_STATED PROBLEM_
Pictures aside, quote the whole listing exactly.

_INPUT RECORDS_

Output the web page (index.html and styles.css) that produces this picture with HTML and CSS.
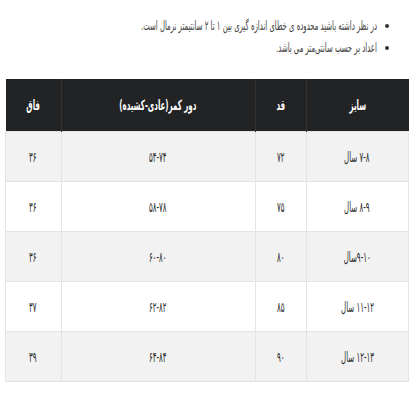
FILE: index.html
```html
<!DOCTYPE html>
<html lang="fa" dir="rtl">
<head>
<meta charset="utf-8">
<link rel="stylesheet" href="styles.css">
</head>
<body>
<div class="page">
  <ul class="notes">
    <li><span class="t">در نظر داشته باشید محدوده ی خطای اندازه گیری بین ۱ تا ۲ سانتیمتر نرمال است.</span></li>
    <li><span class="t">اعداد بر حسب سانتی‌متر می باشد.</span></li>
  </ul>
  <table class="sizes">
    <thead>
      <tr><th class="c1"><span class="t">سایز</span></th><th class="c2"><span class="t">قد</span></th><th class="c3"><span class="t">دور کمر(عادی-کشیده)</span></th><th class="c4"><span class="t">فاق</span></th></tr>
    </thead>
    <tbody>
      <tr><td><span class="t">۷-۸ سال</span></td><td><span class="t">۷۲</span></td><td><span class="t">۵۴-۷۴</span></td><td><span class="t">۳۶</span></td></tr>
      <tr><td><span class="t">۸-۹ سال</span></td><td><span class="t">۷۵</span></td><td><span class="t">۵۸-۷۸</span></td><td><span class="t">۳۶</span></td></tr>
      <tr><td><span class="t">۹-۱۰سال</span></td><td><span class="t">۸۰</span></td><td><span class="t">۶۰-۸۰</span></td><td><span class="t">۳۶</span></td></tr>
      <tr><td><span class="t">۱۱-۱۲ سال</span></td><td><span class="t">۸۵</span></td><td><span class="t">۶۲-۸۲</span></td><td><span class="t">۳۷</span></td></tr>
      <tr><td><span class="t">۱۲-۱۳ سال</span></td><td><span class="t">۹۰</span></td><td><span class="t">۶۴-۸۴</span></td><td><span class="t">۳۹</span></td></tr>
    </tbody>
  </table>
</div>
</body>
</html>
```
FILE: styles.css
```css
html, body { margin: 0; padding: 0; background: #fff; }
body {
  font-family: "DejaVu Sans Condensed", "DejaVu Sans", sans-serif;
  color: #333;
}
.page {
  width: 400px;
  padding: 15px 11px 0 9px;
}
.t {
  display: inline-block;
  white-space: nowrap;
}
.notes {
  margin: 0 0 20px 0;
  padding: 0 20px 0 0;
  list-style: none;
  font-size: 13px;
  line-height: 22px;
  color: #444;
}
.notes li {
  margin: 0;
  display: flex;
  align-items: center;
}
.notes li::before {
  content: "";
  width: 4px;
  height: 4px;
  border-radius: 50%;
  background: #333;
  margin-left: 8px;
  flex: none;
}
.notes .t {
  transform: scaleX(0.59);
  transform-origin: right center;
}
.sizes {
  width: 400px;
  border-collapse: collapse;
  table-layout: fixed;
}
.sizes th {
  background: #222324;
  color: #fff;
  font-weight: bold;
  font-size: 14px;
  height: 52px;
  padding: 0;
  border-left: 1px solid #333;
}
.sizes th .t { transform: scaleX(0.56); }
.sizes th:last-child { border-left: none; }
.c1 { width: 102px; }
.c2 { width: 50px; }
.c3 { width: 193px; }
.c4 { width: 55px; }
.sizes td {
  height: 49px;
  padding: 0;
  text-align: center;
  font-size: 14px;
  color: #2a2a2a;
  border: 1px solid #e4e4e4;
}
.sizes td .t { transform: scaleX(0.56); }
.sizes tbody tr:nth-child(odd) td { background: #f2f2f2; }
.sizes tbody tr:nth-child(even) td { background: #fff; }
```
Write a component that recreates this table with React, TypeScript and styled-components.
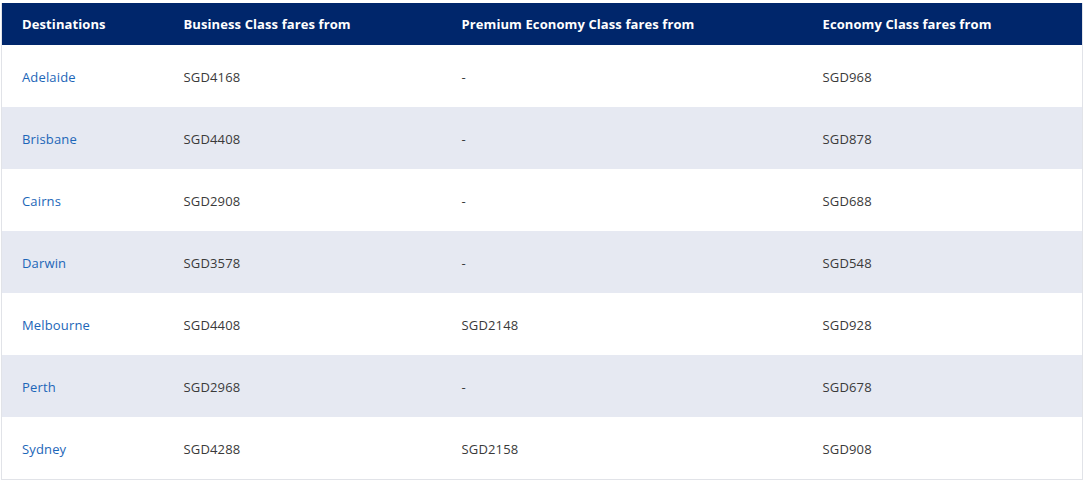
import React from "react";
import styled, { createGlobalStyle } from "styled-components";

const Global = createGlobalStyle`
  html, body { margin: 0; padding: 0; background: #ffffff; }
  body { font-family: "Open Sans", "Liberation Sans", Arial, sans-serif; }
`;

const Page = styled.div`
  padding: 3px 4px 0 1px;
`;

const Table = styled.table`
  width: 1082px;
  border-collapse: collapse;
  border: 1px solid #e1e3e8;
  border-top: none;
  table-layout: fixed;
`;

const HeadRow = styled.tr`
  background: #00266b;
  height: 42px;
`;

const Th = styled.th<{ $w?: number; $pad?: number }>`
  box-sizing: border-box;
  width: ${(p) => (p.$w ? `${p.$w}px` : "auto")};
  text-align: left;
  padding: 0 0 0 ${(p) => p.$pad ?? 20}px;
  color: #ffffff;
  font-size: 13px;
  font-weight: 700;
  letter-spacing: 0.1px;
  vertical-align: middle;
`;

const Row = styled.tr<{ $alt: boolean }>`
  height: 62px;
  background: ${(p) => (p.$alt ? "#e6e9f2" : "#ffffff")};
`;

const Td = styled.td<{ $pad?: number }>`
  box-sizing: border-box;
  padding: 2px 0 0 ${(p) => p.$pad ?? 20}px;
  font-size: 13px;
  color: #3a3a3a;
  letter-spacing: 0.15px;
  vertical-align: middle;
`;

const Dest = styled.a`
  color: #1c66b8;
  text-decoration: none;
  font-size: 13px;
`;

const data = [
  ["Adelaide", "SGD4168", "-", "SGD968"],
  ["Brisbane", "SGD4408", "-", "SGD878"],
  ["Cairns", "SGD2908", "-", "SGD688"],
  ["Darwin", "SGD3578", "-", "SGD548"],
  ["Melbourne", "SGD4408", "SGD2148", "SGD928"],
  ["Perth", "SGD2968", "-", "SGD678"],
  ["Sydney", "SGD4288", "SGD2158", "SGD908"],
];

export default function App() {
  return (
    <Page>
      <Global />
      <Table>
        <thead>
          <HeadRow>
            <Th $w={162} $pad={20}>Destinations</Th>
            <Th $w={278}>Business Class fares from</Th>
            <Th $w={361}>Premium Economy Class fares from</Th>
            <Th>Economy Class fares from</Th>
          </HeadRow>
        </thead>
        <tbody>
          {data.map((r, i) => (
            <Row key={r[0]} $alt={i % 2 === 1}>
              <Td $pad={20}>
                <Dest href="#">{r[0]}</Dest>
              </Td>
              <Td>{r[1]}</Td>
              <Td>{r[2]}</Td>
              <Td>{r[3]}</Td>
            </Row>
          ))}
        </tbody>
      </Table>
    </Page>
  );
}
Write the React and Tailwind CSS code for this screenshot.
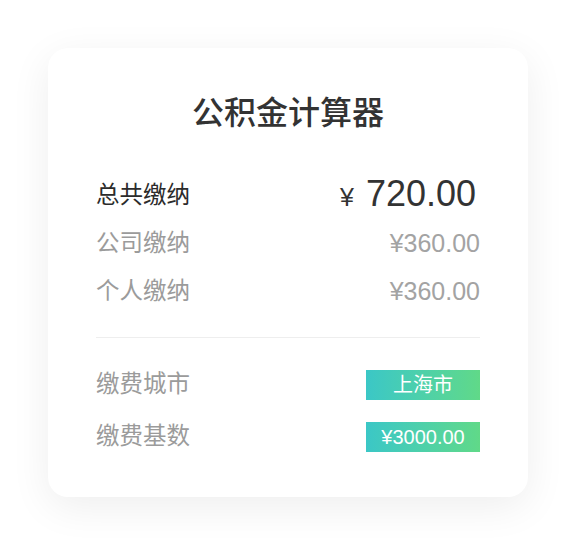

_PROBLEM SOLUTION_
Output the web page (index.html and styles.css) that produces this picture with HTML and CSS.
FILE: index.html
```html
<!DOCTYPE html>
<html lang="fa" dir="rtl">
<head>
<meta charset="utf-8">
<link rel="stylesheet" href="styles.css">
</head>
<body>
<div class="page">
  <ul class="notes">
    <li><span class="t">در نظر داشته باشید محدوده ی خطای اندازه گیری بین ۱ تا ۲ سانتیمتر نرمال است.</span></li>
    <li><span class="t">اعداد بر حسب سانتی‌متر می باشد.</span></li>
  </ul>
  <table class="sizes">
    <thead>
      <tr><th class="c1"><span class="t">سایز</span></th><th class="c2"><span class="t">قد</span></th><th class="c3"><span class="t">دور کمر(عادی-کشیده)</span></th><th class="c4"><span class="t">فاق</span></th></tr>
    </thead>
    <tbody>
      <tr><td><span class="t">۷-۸ سال</span></td><td><span class="t">۷۲</span></td><td><span class="t">۵۴-۷۴</span></td><td><span class="t">۳۶</span></td></tr>
      <tr><td><span class="t">۸-۹ سال</span></td><td><span class="t">۷۵</span></td><td><span class="t">۵۸-۷۸</span></td><td><span class="t">۳۶</span></td></tr>
      <tr><td><span class="t">۹-۱۰سال</span></td><td><span class="t">۸۰</span></td><td><span class="t">۶۰-۸۰</span></td><td><span class="t">۳۶</span></td></tr>
      <tr><td><span class="t">۱۱-۱۲ سال</span></td><td><span class="t">۸۵</span></td><td><span class="t">۶۲-۸۲</span></td><td><span class="t">۳۷</span></td></tr>
      <tr><td><span class="t">۱۲-۱۳ سال</span></td><td><span class="t">۹۰</span></td><td><span class="t">۶۴-۸۴</span></td><td><span class="t">۳۹</span></td></tr>
    </tbody>
  </table>
</div>
</body>
</html>
```
FILE: styles.css
```css
html, body { margin: 0; padding: 0; background: #fff; }
body {
  font-family: "DejaVu Sans Condensed", "DejaVu Sans", sans-serif;
  color: #333;
}
.page {
  width: 400px;
  padding: 15px 11px 0 9px;
}
.t {
  display: inline-block;
  white-space: nowrap;
}
.notes {
  margin: 0 0 20px 0;
  padding: 0 20px 0 0;
  list-style: none;
  font-size: 13px;
  line-height: 22px;
  color: #444;
}
.notes li {
  margin: 0;
  display: flex;
  align-items: center;
}
.notes li::before {
  content: "";
  width: 4px;
  height: 4px;
  border-radius: 50%;
  background: #333;
  margin-left: 8px;
  flex: none;
}
.notes .t {
  transform: scaleX(0.59);
  transform-origin: right center;
}
.sizes {
  width: 400px;
  border-collapse: collapse;
  table-layout: fixed;
}
.sizes th {
  background: #222324;
  color: #fff;
  font-weight: bold;
  font-size: 14px;
  height: 52px;
  padding: 0;
  border-left: 1px solid #333;
}
.sizes th .t { transform: scaleX(0.56); }
.sizes th:last-child { border-left: none; }
.c1 { width: 102px; }
.c2 { width: 50px; }
.c3 { width: 193px; }
.c4 { width: 55px; }
.sizes td {
  height: 49px;
  padding: 0;
  text-align: center;
  font-size: 14px;
  color: #2a2a2a;
  border: 1px solid #e4e4e4;
}
.sizes td .t { transform: scaleX(0.56); }
.sizes tbody tr:nth-child(odd) td { background: #f2f2f2; }
.sizes tbody tr:nth-child(even) td { background: #fff; }
```
Write a component that recreates this table with React, TypeScript and styled-components.
import React from "react";
import styled, { createGlobalStyle } from "styled-components";

const Global = createGlobalStyle`
  html, body { margin: 0; padding: 0; background: #ffffff; }
  body { font-family: "Open Sans", "Liberation Sans", Arial, sans-serif; }
`;

const Page = styled.div`
  padding: 3px 4px 0 1px;
`;

const Table = styled.table`
  width: 1082px;
  border-collapse: collapse;
  border: 1px solid #e1e3e8;
  border-top: none;
  table-layout: fixed;
`;

const HeadRow = styled.tr`
  background: #00266b;
  height: 42px;
`;

const Th = styled.th<{ $w?: number; $pad?: number }>`
  box-sizing: border-box;
  width: ${(p) => (p.$w ? `${p.$w}px` : "auto")};
  text-align: left;
  padding: 0 0 0 ${(p) => p.$pad ?? 20}px;
  color: #ffffff;
  font-size: 13px;
  font-weight: 700;
  letter-spacing: 0.1px;
  vertical-align: middle;
`;

const Row = styled.tr<{ $alt: boolean }>`
  height: 62px;
  background: ${(p) => (p.$alt ? "#e6e9f2" : "#ffffff")};
`;

const Td = styled.td<{ $pad?: number }>`
  box-sizing: border-box;
  padding: 2px 0 0 ${(p) => p.$pad ?? 20}px;
  font-size: 13px;
  color: #3a3a3a;
  letter-spacing: 0.15px;
  vertical-align: middle;
`;

const Dest = styled.a`
  color: #1c66b8;
  text-decoration: none;
  font-size: 13px;
`;

const data = [
  ["Adelaide", "SGD4168", "-", "SGD968"],
  ["Brisbane", "SGD4408", "-", "SGD878"],
  ["Cairns", "SGD2908", "-", "SGD688"],
  ["Darwin", "SGD3578", "-", "SGD548"],
  ["Melbourne", "SGD4408", "SGD2148", "SGD928"],
  ["Perth", "SGD2968", "-", "SGD678"],
  ["Sydney", "SGD4288", "SGD2158", "SGD908"],
];

export default function App() {
  return (
    <Page>
      <Global />
      <Table>
        <thead>
          <HeadRow>
            <Th $w={162} $pad={20}>Destinations</Th>
            <Th $w={278}>Business Class fares from</Th>
            <Th $w={361}>Premium Economy Class fares from</Th>
            <Th>Economy Class fares from</Th>
          </HeadRow>
        </thead>
        <tbody>
          {data.map((r, i) => (
            <Row key={r[0]} $alt={i % 2 === 1}>
              <Td $pad={20}>
                <Dest href="#">{r[0]}</Dest>
              </Td>
              <Td>{r[1]}</Td>
              <Td>{r[2]}</Td>
              <Td>{r[3]}</Td>
            </Row>
          ))}
        </tbody>
      </Table>
    </Page>
  );
}
Write the React and Tailwind CSS code for this screenshot.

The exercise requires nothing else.